Is it time to rethink IT governance?

In this Q&A from our sibling publication FCW.com, a U.S. Digital Service veteran talks about the need for IT stakeholders of all stripes to share their thoughts on governance obstacles that hinder successful acquisition and deployment of big and small technology projects.

NOTE: This Q&A first appeared on FCW.com.

Right now, the default setting for federal technology acquisition and deployment leads to failure, according to U.S. Digital Service veteran Mark Lerner. While at USDS, Lerner worked on the development of the Electronic Immigration System for the U.S. Citizenship and Naturalization Service and on an effort, ultimately abandoned, to create an agile acquisition contract vehicle for the Department of Homeland Security.

One of his big lessons is that it is really hard to get things right in federal technology acquisition and deployment.

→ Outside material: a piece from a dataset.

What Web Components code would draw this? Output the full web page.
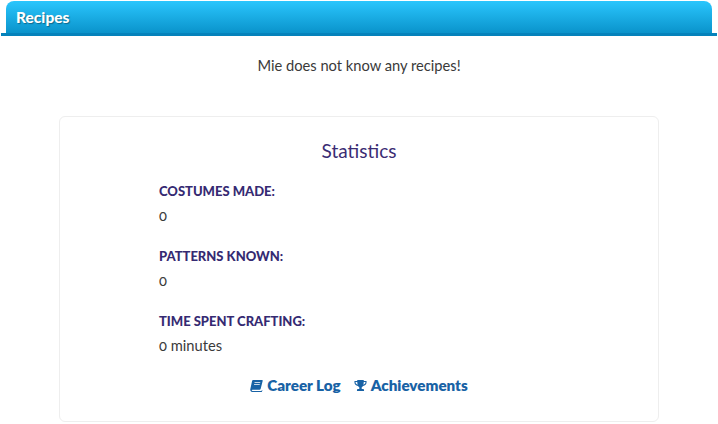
<!DOCTYPE html>
<html>
<head>
<meta charset="utf-8">
<title>Recipes</title>
<style>
  html, body { margin: 0; padding: 0; background: #fff; }
  body { font-family: Lato, "Open Sans", sans-serif; color: #3a3a3a; }
</style>
</head>
<body>
<recipes-page></recipes-page>

<script>
const barTemplate = document.createElement('template')
barTemplate.innerHTML = `
<style>
  :host { display: block; padding: 1px 1px 0; height: 36px; box-sizing: border-box; }
  .line { border-bottom: 3px solid #0582bb; height: 35px; box-sizing: border-box; padding: 0 5px; }
  .tab {
    height: 32px;
    box-sizing: border-box;
    padding: 0 10px;
    border-radius: 8px 8px 0 0;
    background: linear-gradient(#2ac6fd, #0a93cb);
    color: #fff;
    font-weight: 900;
    font-size: 15.5px;
    line-height: 32px;
    text-shadow: 1px 1px 1px rgba(0, 0, 0, .35);
  }
</style>
<div class="line"><div class="tab"><slot></slot></div></div>
`

customElements.define('title-bar',
  class extends HTMLElement {
    constructor() {
      super()
      this.attachShadow({ mode: 'open' }).appendChild(barTemplate.content.cloneNode(true))
    }
  }
)

const statTemplate = document.createElement('template')
statTemplate.innerHTML = `
<style>
  :host { display: block; height: 65px; }
  .label { color: #352a72; font-weight: 900; font-size: 13px; line-height: 20px; padding-top: 5px; }
  .value { color: #3a3a3a; font-size: 14.7px; line-height: 20px; margin-top: 4px; font-variant-numeric: oldstyle-nums; }
</style>
<div class="label" id="label"></div>
<div class="value"><slot></slot></div>
`

customElements.define('stat-row',
  class extends HTMLElement {
    constructor() {
      super()
      this.attachShadow({ mode: 'open' }).appendChild(statTemplate.content.cloneNode(true))
      this.shadowRoot.getElementById('label').textContent = this.getAttribute('label')
    }
  }
)

const cardTemplate = document.createElement('template')
cardTemplate.innerHTML = `
<style>
  :host {
    display: block;
    width: 600px;
    height: 306px;
    box-sizing: border-box;
    margin: 0 auto;
    border: 1px solid #eee;
    border-radius: 6px;
  }
  h2 {
    margin: 0;
    padding-top: 22px;
    color: #3b2c73;
    font-size: 19px;
    font-weight: 400;
    line-height: 24px;
    text-align: center;
  }
  .stats { padding: 13px 0 0 99px; }
  .links {
    display: flex;
    justify-content: center;
    gap: 13px;
    margin-top: 4px;
    font-size: 15.2px;
    line-height: 20px;
    font-weight: 800;
    color: #1862a5;
  }
  .links span { display: flex; align-items: center; gap: 4px; }
  svg { width: 13px; height: 13px; fill: currentColor; display: block; }
</style>
<h2>Statistics</h2>
<div class="stats"><slot></slot></div>
<div class="links">
  <span>
    <svg viewBox="0 0 14 14"><path d="M3.4 1H13c.5 0 .8.4.7.9l-2.2 8.7c-.2.7-.6 1-1.2 1H2.6c-.5 0-.8.3-.7.7.1.3.4.5.8.5h9.6l.6-.9.5.3-.6 1.4c-.1.3-.3.4-.6.4H2.4C1 13.500 0 12.500.3 11L2.300 2c.1-.6.500-1 1.100-1zM5 3.500l-.2.8h6.100l.2-.8zM4.500 5.500l-.2.8h6.100l.2-.8z"/></svg>
    Career Log
  </span>
  <span>
    <svg viewBox="0 0 14 14"><path d="M3.500 1h7v1.200H13.500v1.700c0 1.900-1.500 3.400-3.800 3.700-.4.600-.9 1.100-1.400 1.400v1.700h1.200c.8 0 1.300.5 1.300 1.200V13H3.200v-1.100c0-.7.500-1.200 1.300-1.200h1.200V9c-.5-.3-1-.800-1.400-1.400C2 7.300.5 5.800.500 3.900V2.200h3zM1.700 3.300v.6c0 1 .8 2 2.300 2.400-.3-.8-.5-1.800-.5-3zm10.600 0h-1.800c0 1.200-.2 2.200-.5 3 1.500-.4 2.300-1.400 2.300-2.400z"/></svg>
    Achievements
  </span>
</div>
`

customElements.define('stats-card',
  class extends HTMLElement {
    constructor() {
      super()
      this.attachShadow({ mode: 'open' }).appendChild(cardTemplate.content.cloneNode(true))
    }
  }
)

const pageTemplate = document.createElement('template')
pageTemplate.innerHTML = `
<style>
  :host { display: block; width: 718px; height: 424px; overflow: hidden; }
  p { margin: 0; padding-top: 19px; height: 60px; box-sizing: border-box; text-align: center; font-size: 14.7px; line-height: 20px; color: #3a3a3a; }
  stats-card { margin-top: 20px; }
</style>
<title-bar>Recipes</title-bar>
<p>Mie does not know any recipes!</p>
<stats-card>
  <stat-row label="COSTUMES MADE:">0</stat-row>
  <stat-row label="PATTERNS KNOWN:">0</stat-row>
  <stat-row label="TIME SPENT CRAFTING:">0 minutes</stat-row>
</stats-card>
`

customElements.define('recipes-page',
  class extends HTMLElement {
    constructor() {
      super()
      this.attachShadow({ mode: 'open' }).appendChild(pageTemplate.content.cloneNode(true))
    }
  }
)
</script>
</body>
</html>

Now at Harvard Kennedy School's Belfer Center for Science and International Affairs, Lerner looking at how to break this cycle of failure.

In an Oct. 21 blog post, Lerner explained his research and put out a call for federal technology practitioners and stakeholders to share their thoughts about what governance structures stand in the way of building and delivering services that people want and need. He spoke with FCW about the effort; the answers below have been edited for length and clarity.

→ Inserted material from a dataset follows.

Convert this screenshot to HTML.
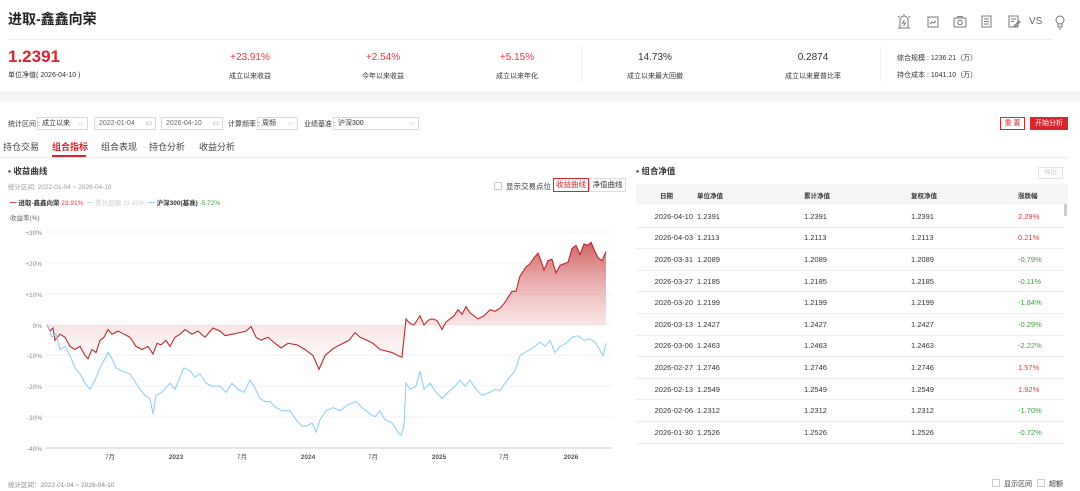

FCW: How did you get interested in federal IT governance and technology management?

Lerner: I was at the USDS looking into what other countries had done, looking across the Atlantic at the Government Digital Service [in the United Kingdom], looking at other states here, looking at the Canadian Digital Service and realizing that what we were accomplishing here [at the federal level] is very different than what other teams across the world had done. It really became a question of incentives. By looking at what was actually keeping them from accomplishing things, in terms of delivering good technology and good services, we would see that there were seven-plus committees that people had to report to. They had to, by some policy, provide a 5- to 10-year roadmap. They had to, by some regulation, use a particular type of procurement structure that ultimately ended up with them not getting the right talent in-house. We realized that if we can change governance structures, we can really unlock a lot of potential.

What are you hoping to discover in your current project?

It's sort of thinking about how come every time we try and do these projects, they don't go the way that we planned, and looking at those reasons and trying to dismantle things that haven't actually worked for us and build a new processes to make sure that any new project can be led to success.

You talked about regulations and reporting structures. How do you convince people with oversight of projects – many of which have failed in the past – to change governance? How do you make that case?

I don't think that anyone is against the case, the change needs to happen. I think that it's just a matter of pulling together the pieces and say, if we're really going to start from scratch, here's a plan for what the next phase is really should look like.

To be honest, the people that I've had these conversations with inside of the government that are in roles as auditors or people that review large programs all also know that these things need to be changed. I don't think that there's anyone that I have had these discussions with that says, you know, "the status quo as it is, is the right thing to do." So in terms of making the case that we need to do something different, I think that everyone's sort of asking that question right now. 

How are efforts to create new structures going?

We see a lot of, I'll use the term "innovation team" though -- there's problems with that term – that are set up to be exempt from the governance structures of the past, and allowed to do things outside of the norm. That gives them a lot of power and a lot of ability to move things forward, but that doesn't actually spread that ability across the board to other parts of the organization. A lot of people are trying to do agile pilots. But the hard part is that it's a massive interconnected web of different incentive structures and different governance models or different things that push people back into these corners.

Who do you want to hear from in your research and what do you want to talk to them about?

I would love to hear from the people that have run into these issues personally. One of the things that I learned from my time in government is that you can sort of go down the chain, right? So if you start with the program manager for a software project and they say, "Oh gosh, well, I have to provide all these different documents to this office up on high. And that's a blocker for me." Then you go to that office and they say, well, we have to request this sort of stuff, because there's an [Office of Management and Budget] regulation. So we follow that to OMB and find someone who says, "well, we have to do that because of some LARs [legislative appropriations requests] or some audit that we are trying to abide by."

And so there's a long chain that you can always see, but every single person on that chain has their own story of how they run into these sorts of blockers. And I want to talk to those people to basically ask them, what has that been like for you when you have been trying to do this good work? Those are the people that really understand the challenges that we're facing from a structural perspective, and that will have the ideas for how to make things better.